Ce sentiment est d’autant plus fort que Daphné n’a jamais incarné le modèle féminin attendu de l’époque. Elle était une femme androgyne réservée qui fuyait les réceptions mondaines et se méfiait des démonstrations d’affection. En fait, elle vivait avec intensité une vie intérieure marquée par des désirs ambigus (notamment envers certaines femmes, comme Mlle Yvon ou Gertrude Lawrence).

La confrontation avec la figure brillante, mondaine, supposément parfaite de Jan Ricardo réactive ces tensions profondes. Et c’est Rebecca qui les recueille, les cristallise… et les met en scène dans un huis clos psychologique, sous forme de conte noir.

Daphné ne parlera jamais explicitement de jalousie envers Jan Ricardo. Elle ne confiera pas à son mari ses soupçons. Elle n’écrira pas dans ses journaux des pages entières sur cette rivale imaginaire.

Mais elle écrira Rebecca.

2.B.4) Le roman comme miroir intérieur

Ce roman dit tout ce qu’elle enfuit à l’intérieur d’elle-même et tait: la peur d’être remplacée, le pouvoir d’une femme absente, la fascination pour celle qui s’impose en silence, la fragilité de celle qui arrive «après».

La force de Rebecca, c’est que Daphné y trouve une langue pour ses non-dits. Elle ne fait pas une confession. Elle ne règle pas ses comptes.

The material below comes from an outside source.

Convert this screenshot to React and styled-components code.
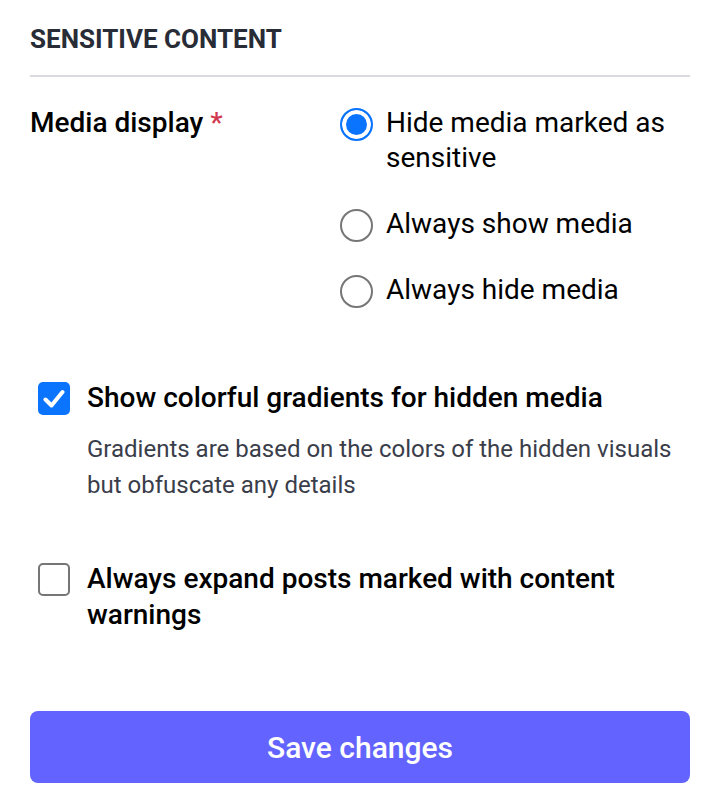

Elle invente une histoire — mais dans cette histoire, elle se lit, elle se regarde, elle se reconnaît.

Elle écrit à la première personne… sans jamais nommer sa narratrice.

Elle donne à l’héroïne une voix… mais pas de nom.

Elle fait de Rebecca une morte… plus vivante que toutes les autres.

C’est une œuvre de mise à nu voilée, de dévoilement paradoxal: en se cachant derrière la fiction, elle se raconte mieux que jamais.